ICG-MVSNet: Learning Intra-view and Cross-view Relationships for Guidance in Multi-View Stereo
Yuxi Hu, Jun Zhang, Zhe Zhang, Rafael Weilharter, Yuchen Rao, Kuangyi Chen, Runze Yuan, Friedrich Fraundorfer
TL;DR
ICG-MVSNet tackles depth estimation in multi-view stereo by explicitly leveraging geometric information within a single view and across views. It introduces Intra-View Fusion (IVF) to encode coordinate dependencies in a lightweight manner and Cross-View Aggregation (CVA) to propagate contextual priors across stages and depth hypotheses, within a coarse-to-fine 4-stage framework.
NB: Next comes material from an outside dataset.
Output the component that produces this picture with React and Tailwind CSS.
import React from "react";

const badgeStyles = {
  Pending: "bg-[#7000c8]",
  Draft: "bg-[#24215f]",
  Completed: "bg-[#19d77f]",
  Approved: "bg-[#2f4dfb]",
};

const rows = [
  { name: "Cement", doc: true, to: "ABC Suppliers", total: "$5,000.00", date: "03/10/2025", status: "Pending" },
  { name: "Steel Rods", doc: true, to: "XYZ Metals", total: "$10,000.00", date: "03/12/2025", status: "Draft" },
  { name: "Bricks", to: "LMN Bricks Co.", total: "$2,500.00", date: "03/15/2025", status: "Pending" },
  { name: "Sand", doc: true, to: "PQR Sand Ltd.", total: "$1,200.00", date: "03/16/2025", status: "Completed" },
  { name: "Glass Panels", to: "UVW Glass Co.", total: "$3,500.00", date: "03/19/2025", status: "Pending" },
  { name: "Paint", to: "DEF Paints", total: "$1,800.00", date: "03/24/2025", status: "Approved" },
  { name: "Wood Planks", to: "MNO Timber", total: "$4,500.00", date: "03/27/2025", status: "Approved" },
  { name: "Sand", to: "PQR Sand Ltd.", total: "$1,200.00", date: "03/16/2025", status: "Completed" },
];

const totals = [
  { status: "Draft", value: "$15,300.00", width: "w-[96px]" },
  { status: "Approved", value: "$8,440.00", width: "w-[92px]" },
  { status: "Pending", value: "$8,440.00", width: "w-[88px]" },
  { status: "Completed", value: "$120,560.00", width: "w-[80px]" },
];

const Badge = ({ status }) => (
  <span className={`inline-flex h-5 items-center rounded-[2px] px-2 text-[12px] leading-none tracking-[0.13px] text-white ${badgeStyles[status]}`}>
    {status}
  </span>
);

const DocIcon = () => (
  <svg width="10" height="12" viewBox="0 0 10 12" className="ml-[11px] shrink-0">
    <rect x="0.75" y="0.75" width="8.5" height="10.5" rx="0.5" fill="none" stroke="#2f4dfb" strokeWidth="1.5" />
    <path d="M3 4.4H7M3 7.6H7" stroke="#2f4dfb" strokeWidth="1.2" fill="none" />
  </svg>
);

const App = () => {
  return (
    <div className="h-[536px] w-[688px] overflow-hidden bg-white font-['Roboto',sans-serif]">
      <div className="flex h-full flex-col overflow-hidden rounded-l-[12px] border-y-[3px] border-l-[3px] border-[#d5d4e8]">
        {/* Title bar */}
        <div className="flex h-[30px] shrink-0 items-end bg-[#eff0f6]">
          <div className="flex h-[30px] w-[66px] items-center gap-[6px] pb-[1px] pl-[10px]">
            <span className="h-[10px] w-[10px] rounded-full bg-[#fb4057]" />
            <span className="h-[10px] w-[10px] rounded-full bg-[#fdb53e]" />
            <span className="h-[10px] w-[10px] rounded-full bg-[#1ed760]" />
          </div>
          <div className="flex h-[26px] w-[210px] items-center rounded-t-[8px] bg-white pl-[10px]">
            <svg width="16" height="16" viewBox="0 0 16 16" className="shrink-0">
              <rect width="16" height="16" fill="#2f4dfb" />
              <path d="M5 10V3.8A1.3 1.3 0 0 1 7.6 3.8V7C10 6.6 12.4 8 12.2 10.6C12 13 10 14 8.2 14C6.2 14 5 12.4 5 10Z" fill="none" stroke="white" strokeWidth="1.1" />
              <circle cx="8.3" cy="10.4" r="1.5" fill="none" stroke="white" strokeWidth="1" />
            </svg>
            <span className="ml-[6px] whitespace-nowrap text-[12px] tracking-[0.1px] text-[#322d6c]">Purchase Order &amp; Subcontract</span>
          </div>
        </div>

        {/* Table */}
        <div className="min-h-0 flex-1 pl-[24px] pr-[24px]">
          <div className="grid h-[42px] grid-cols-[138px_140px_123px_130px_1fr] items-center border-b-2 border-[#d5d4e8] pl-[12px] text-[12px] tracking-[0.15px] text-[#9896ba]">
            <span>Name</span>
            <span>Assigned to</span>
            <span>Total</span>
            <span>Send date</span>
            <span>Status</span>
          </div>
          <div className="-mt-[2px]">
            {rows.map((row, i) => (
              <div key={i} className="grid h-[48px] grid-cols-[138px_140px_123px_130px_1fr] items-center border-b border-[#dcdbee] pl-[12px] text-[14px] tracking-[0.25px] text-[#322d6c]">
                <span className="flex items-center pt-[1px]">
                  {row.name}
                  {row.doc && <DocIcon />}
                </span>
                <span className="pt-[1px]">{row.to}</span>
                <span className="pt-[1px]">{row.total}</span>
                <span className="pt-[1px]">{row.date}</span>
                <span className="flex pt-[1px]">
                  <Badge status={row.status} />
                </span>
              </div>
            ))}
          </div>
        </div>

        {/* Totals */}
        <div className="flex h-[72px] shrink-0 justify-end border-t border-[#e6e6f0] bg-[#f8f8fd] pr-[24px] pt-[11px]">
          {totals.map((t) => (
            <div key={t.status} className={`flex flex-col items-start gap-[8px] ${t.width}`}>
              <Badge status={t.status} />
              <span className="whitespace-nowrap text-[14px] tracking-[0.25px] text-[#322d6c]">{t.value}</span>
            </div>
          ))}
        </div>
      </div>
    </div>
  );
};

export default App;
A compact 3D-CNN regularizer yields a probability volume over depth hypotheses, optimized by a pixel-wise cross-entropy loss across stages. Across DTU and Tanks & Temples, the method achieves competitive or superior accuracy and completeness while using lower memory and faster inference than many peers, highlighting practical efficiency gains for 3D reconstruction tasks.
Abstract
Multi-view Stereo (MVS) aims to estimate depth and reconstruct 3D point clouds from a series of overlapping images. Recent learning-based MVS frameworks overlook the geometric information embedded in features and correlations, leading to weak cost matching. In this paper, we propose ICG-MVSNet, which explicitly integrates intra-view and cross-view relationships for depth estimation. Specifically, we develop an intra-view feature fusion module that leverages the feature coordinate correlations within a single image to enhance robust cost matching. Additionally, we introduce a lightweight cross-view aggregation module that efficiently utilizes the contextual information from volume correlations to guide regularization. Our method is evaluated on the DTU dataset and Tanks and Temples benchmark, consistently achieving competitive performance against state-of-the-art works, while requiring lower computational resources.